Information found so far says it was built in 1904 and at one time was the U.S. Customs House, then later the ODD Fellows lodge and still later, of course, the present building. It ranks as one of the oldest commercial buildings in downtown Juneau. At one time it was a very handsome building, and could be so again.
Does Juneau really need to replace its historic buildings? The reason given is that parking is needed for legislative aides. Why don't they walk to work? Many, if not most, live downtown.

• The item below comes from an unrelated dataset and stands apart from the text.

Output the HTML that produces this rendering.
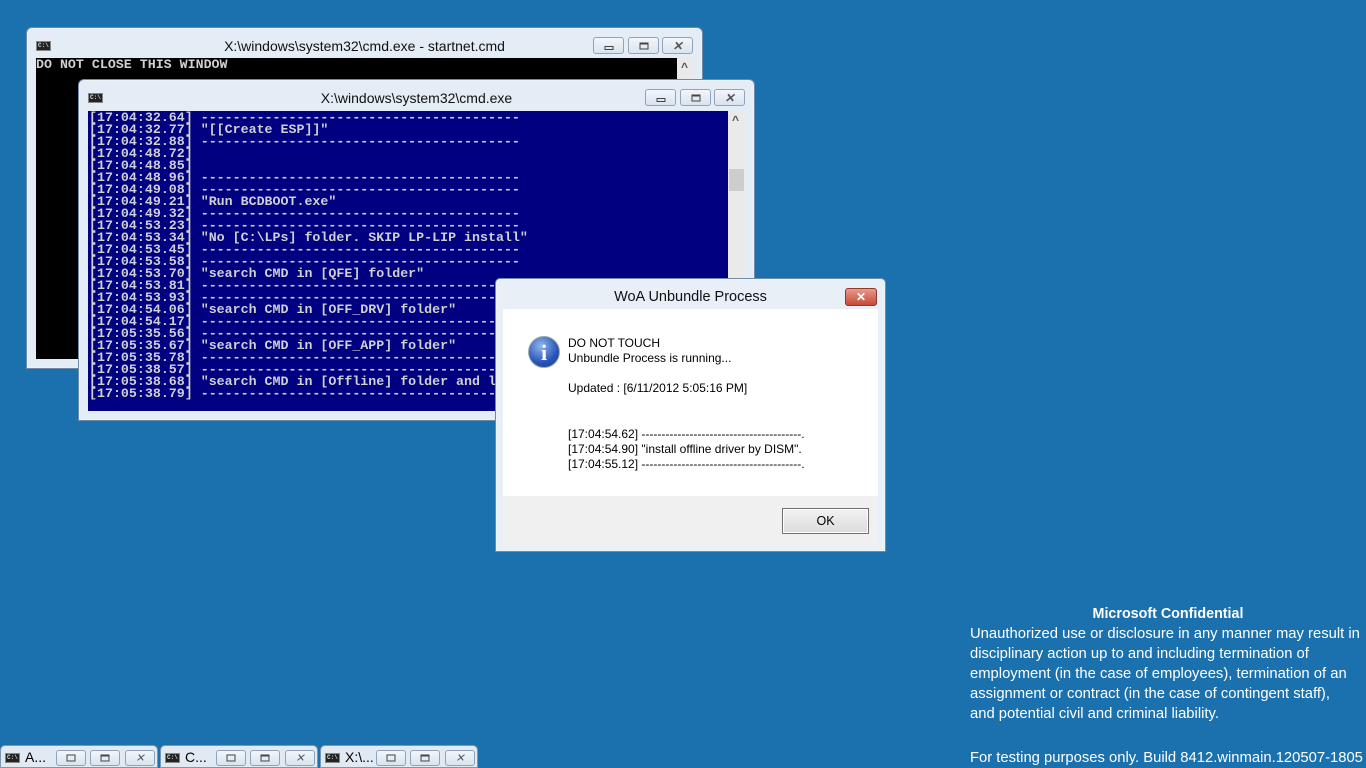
<!DOCTYPE html>
<html><head><meta charset="utf-8"><style>
*{margin:0;padding:0;box-sizing:border-box}
body{width:1366px;height:768px;background:#1a71ae;position:relative;overflow:hidden;font-family:"Liberation Sans",sans-serif}
.win{position:absolute;background:#e4ecf5;border:1px solid #6f8aa6;border-radius:6px 6px 0 0;box-shadow:0 0 0 1px rgba(255,255,255,.3) inset}
.title{position:absolute;left:0;right:0;top:2px;height:30px;text-align:center;font-size:14px;line-height:32px;color:#111}
.ico{position:absolute;left:9px;top:13px;width:15px;height:10px;background:#222;border:1px solid #888;color:#ddd;font-size:6px;line-height:8px;font-family:"Liberation Mono",monospace;font-weight:bold;text-align:left;padding-left:1px}
.btn{position:absolute;top:9px;height:17px;border:1px solid #8fa3ba;border-radius:3px;background:linear-gradient(#f2f6fb,#d9e3ef)}
.btn i{position:absolute;left:50%;top:50%;transform:translate(-50%,-50%);display:block}
.con{position:absolute;font-family:"Liberation Mono",monospace;font-weight:bold;font-size:13.3px;line-height:12px;white-space:pre;overflow:hidden;color:#d0d0d0}
.sb{position:absolute;background:#eaeaea;width:17px}
.sb:before{content:"^";position:absolute;left:4px;top:2px;font-size:12px;color:#555;font-weight:bold}
.conf{position:absolute;left:970px;top:604px;width:396px;color:#fff;font-size:14.8px;line-height:20px;white-space:nowrap}
.tb{position:absolute;top:745px;width:158px;height:23px;background:#e1e9f3;border:1px solid #7e96b0;border-radius:5px 5px 0 0}
.tb .btn{top:4px;height:16px;width:30px}
</style></head><body>

<div class="win" style="left:26px;top:27px;width:677px;height:342px">
 <div class="ico">C:\</div>
 <div class="title">X:\windows\system32\cmd.exe - startnet.cmd</div>
 <div class="btn" style="left:566px;width:31px"><i style="width:9px;height:4px;border:1px solid #444;margin-top:2px"></i></div>
 <div class="btn" style="left:601px;width:31px"><i style="width:9px;height:7px;border:1px solid #444;border-top-width:2px"></i></div>
 <div class="btn" style="left:635px;width:31px"><i style="font-size:12px;color:#555;font-weight:bold">✕</i></div>
 <div class="con" style="left:9px;top:30px;width:641px;height:301px;background:#000;padding-top:1px">DO NOT CLOSE THIS WINDOW</div>
 <div class="sb" style="left:650px;top:30px;height:301px"></div>
</div>

<div class="win" style="left:78px;top:79px;width:677px;height:342px">
 <div class="ico">C:\</div>
 <div class="title">X:\windows\system32\cmd.exe</div>
 <div class="btn" style="left:566px;width:31px"><i style="width:9px;height:4px;border:1px solid #444;margin-top:2px"></i></div>
 <div class="btn" style="left:601px;width:31px"><i style="width:9px;height:7px;border:1px solid #444;border-top-width:2px"></i></div>
 <div class="btn" style="left:635px;width:31px"><i style="font-size:12px;color:#555;font-weight:bold">✕</i></div>
 <div class="con" style="left:9px;top:31px;width:640px;height:300px;background:#000080;padding-top:1px;padding-left:1px">[17:04:32.64] ----------------------------------------
[17:04:32.77] "[[Create ESP]]"
[17:04:32.88] ----------------------------------------
[17:04:48.72]
[17:04:48.85]
[17:04:48.96] ----------------------------------------
[17:04:49.08] ----------------------------------------
[17:04:49.21] "Run BCDBOOT.exe"
[17:04:49.32] ----------------------------------------
[17:04:53.23] ----------------------------------------
[17:04:53.34] "No [C:\LPs] folder. SKIP LP-LIP install"
[17:04:53.45] ----------------------------------------
[17:04:53.58] ----------------------------------------
[17:04:53.70] "search CMD in [QFE] folder"
[17:04:53.81] ----------------------------------------
[17:04:53.93] ----------------------------------------
[17:04:54.06] "search CMD in [OFF_DRV] folder"
[17:04:54.17] ----------------------------------------
[17:05:35.56] ----------------------------------------
[17:05:35.67] "search CMD in [OFF_APP] folder"
[17:05:35.78] ----------------------------------------
[17:05:38.57] ----------------------------------------
[17:05:38.68] "search CMD in [Offline] folder and l
[17:05:38.79] ----------------------------------------</div>
 <div class="sb" style="left:649px;top:31px;height:300px"><div style="position:absolute;left:1px;top:58px;width:15px;height:22px;background:#cdcdcd"></div></div>
</div>

<div class="win" style="left:495px;top:278px;width:391px;height:274px;background:#e8eff7;border-radius:5px 5px 0 0">
 <div class="title" style="font-size:14.5px;line-height:36px;height:30px;top:0">WoA Unbundle Process</div>
 <div style="position:absolute;left:349px;top:9px;width:32px;height:18px;border:1px solid #8d3a2e;border-radius:3px;background:linear-gradient(#e79a8a,#c7493a);color:#fff;text-align:center;font-size:12px;line-height:16px;font-weight:bold">✕</div>
 <div style="position:absolute;left:7px;top:30px;width:375px;height:237px;background:#f0f0f0">
  <div style="position:absolute;left:0;top:0;width:375px;height:187px;background:#fff"></div>
  <div style="position:absolute;left:25px;top:27px;width:32px;height:32px;border-radius:50%;background:radial-gradient(circle at 40% 30%,#8fb6ee,#2a55b8 60%,#173a8a);border:1px solid #9aa;color:#fff;text-align:center;font:bold 22px/31px 'Liberation Serif',serif">i</div>
  <div style="position:absolute;left:65px;top:27px;font-size:12px;line-height:15px;color:#000">DO NOT TOUCH<br>Unbundle Process is running...<br><br style="line-height:7px">Updated : [6/11/2012 5:05:16 PM]</div>
  <div style="position:absolute;left:65px;top:118px;font-size:12px;line-height:15px;color:#000;white-space:pre">[17:04:54.62] ----------------------------------------.
[17:04:54.90] "install offline driver by DISM".
[17:04:55.12] ----------------------------------------.</div>
  <div style="position:absolute;left:279px;top:199px;width:87px;height:26px;border:1px solid #707070;background:linear-gradient(#f2f2f2,#dcdcdc);text-align:center;font-size:12.5px;line-height:24px;box-shadow:inset 0 0 0 1px #fff">OK</div>
 </div>
</div>

<div class="conf"><div style="text-align:center;font-weight:bold;font-size:14.3px">Microsoft Confidential</div>Unauthorized use or disclosure in any manner may result in<br>disciplinary action up to and including termination of<br>employment (in the case of employees), termination of an<br>assignment or contract (in the case of contingent staff),<br>and potential civil and criminal liability.<br><br><span style="position:relative;top:4px">For testing purposes only. Build 8412.winmain.120507-1805</span></div>

<div class="tb" style="left:0"><div class="ico" style="left:4px;top:7px">C:\</div><span style="position:absolute;left:24px;top:3px;font-size:14px">A...</span>
 <div class="btn" style="left:55px"><i style="width:9px;height:7px;border:1px solid #444"></i></div><div class="btn" style="left:89px"><i style="width:9px;height:7px;border:1px solid #444;border-top-width:2px"></i></div><div class="btn" style="left:124px"><i style="font-size:11px;color:#555">✕</i></div></div>
<div class="tb" style="left:160px"><div class="ico" style="left:4px;top:7px">C:\</div><span style="position:absolute;left:24px;top:3px;font-size:14px">C...</span>
 <div class="btn" style="left:55px"><i style="width:9px;height:7px;border:1px solid #444"></i></div><div class="btn" style="left:89px"><i style="width:9px;height:7px;border:1px solid #444;border-top-width:2px"></i></div><div class="btn" style="left:124px"><i style="font-size:11px;color:#555">✕</i></div></div>
<div class="tb" style="left:320px"><div class="ico" style="left:4px;top:7px">C:\</div><span style="position:absolute;left:24px;top:3px;font-size:14px">X:\...</span>
 <div class="btn" style="left:55px"><i style="width:9px;height:7px;border:1px solid #444"></i></div><div class="btn" style="left:89px"><i style="width:9px;height:7px;border:1px solid #444;border-top-width:2px"></i></div><div class="btn" style="left:124px"><i style="font-size:11px;color:#555">✕</i></div></div>
</body></html>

More parking lots are never the answer. Just as with adding roads, the more you build the more cars will come. The result gaps in buildings are like missing teeth. Just to the north of the handsome old Baranof Hotel, one of the jewels of the downtown, will be not a block of nice old places but a gap. Turn on Second and there's already a gap; a parking lot. Behind the Baranof is - a parking lot. Go up the street to the old Faulkner, Banfield law offices and what do you see?
Does Juneau, already under heavy criticism from visitors as housing far too many schlock gift shops, want to add parking lots to its image? Who wants to wander around a downtown area and look at pavement?
It was said at the Assembly meeting that it would cost around $500,000 to tear the building down. Wouldn't it make far more sense to renovate it? I understand the interior is quite handsome, which would make sense for a building built as a lodge.
Time is short, as this was sprung on even Assembly members on the morning of the meeting, but there is about two weeks for action.
When I moved here I was quite impressed with the move to research and save downtown Juneau's historic buildings. Was that simply a fad?
Is there a disconnect between wanting tourists and supplying amenities that the year-round people can enjoy? There shouldn't be. If the core area of the town is pleasant and functional, it will be enjoyed by all who come here as well as those who live here.
This is probably a useless plea. Thinking of old buildings as worn-out comes naturally to those who neither know nor care about their history. But every building that goes takes one piece of real Juneau with it. Parking lots can never replace that. A real community honors those who established it. Juneau is young enough that it could be done, but I expect there's no interest in that.